Вся эта эволюция, впрочем, весьма логична. Как давно уже заметил Оскар Уайльд, не искусство подражает жизни, а совсем наоборот. Время запаздывания составляет лет пятнадцать-двадцать.

Идиотский оптимизм 80-х с падающими берлинско-пинкфлойдовскими стенами и братанием всех и вся под какую-нибудь идиотски-эйфори-ческую Wind of Change, где поется о «будущем повсюду, которое веет в воздухе», стал проекцией в жизнь хипповатых 60-х. Затем жизнь закономерно освоила суицидальную анархию следующего поколения артистов. Груды детских трупиков на наших глазах плавно перекочевали в реальность прямо с обложки альбома какого-нибудь деструктивного коллектива. Можно долго спорить о том, с чем мы имеем дело: с дурным влиянием или метким предвидением, однако спор этот представляет чисто теоретический интерес.

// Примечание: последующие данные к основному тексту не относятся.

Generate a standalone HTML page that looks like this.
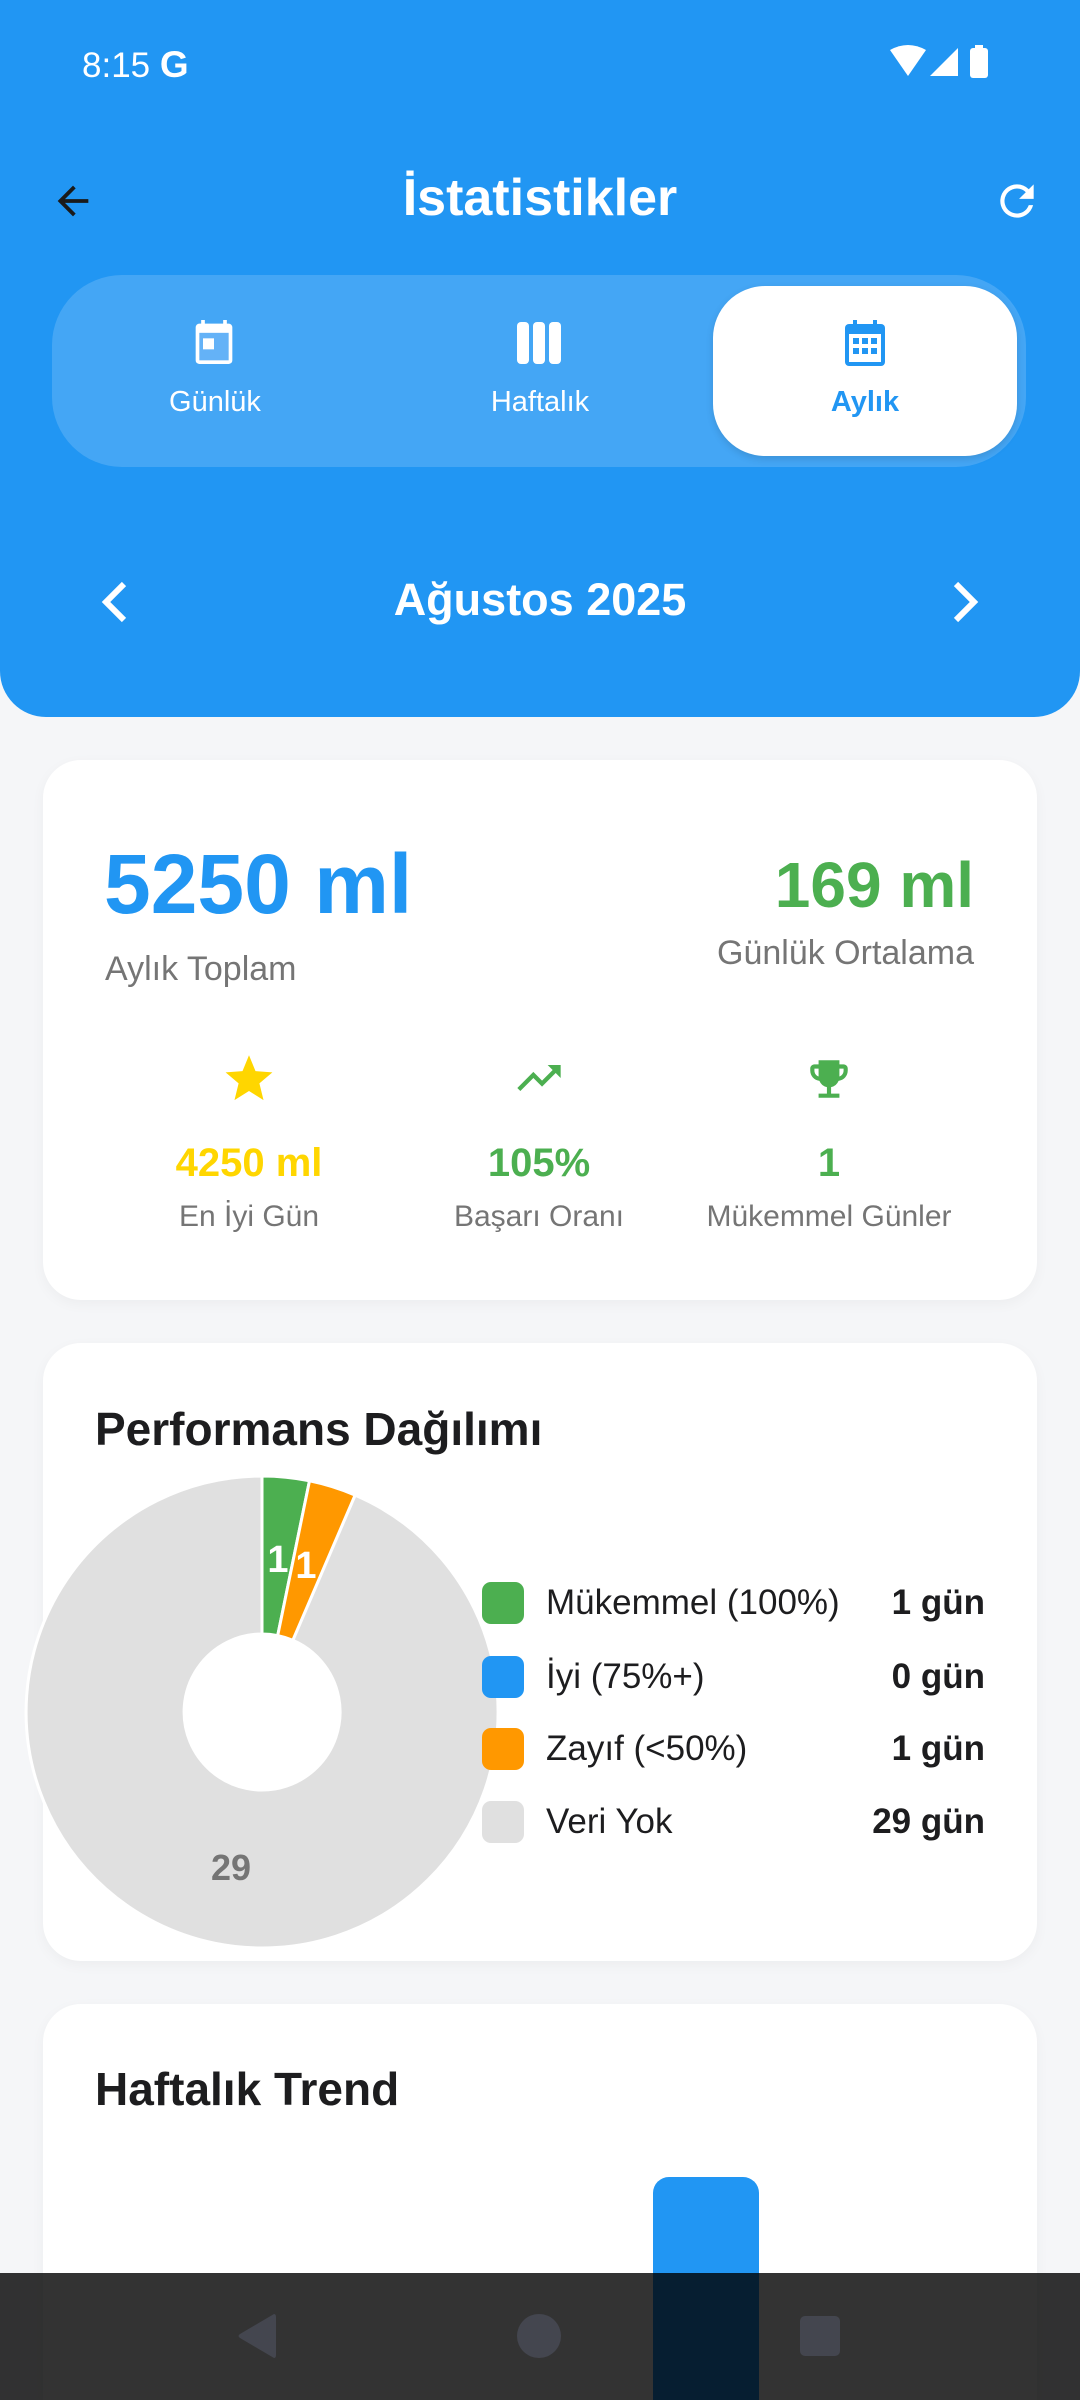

Большинство людей волнует совсем другое. Как выжить в эпоху панк-реальности? Какими звуками, словами, картинами и мыслями вдохновляться посреди безбрежного вакуума? Как обнаружить позитив среди разрушенного безжалостной эксплуатацией и пародированием символического пространства, не впадая при этом в средневековые крайности фундаментализма, расизма и тотального озверения?

Не буду врать, ответов на эти вопросы у меня нет. Есть только смутная надежда на то, что они, эти ответы, существуют, и что отсутствие Будущего окажется таким же преходящим миражем, как и конец истории. В конце концов, как любит шутить один мой знакомый: «Конец света не более чем несбыточная мечта человечества».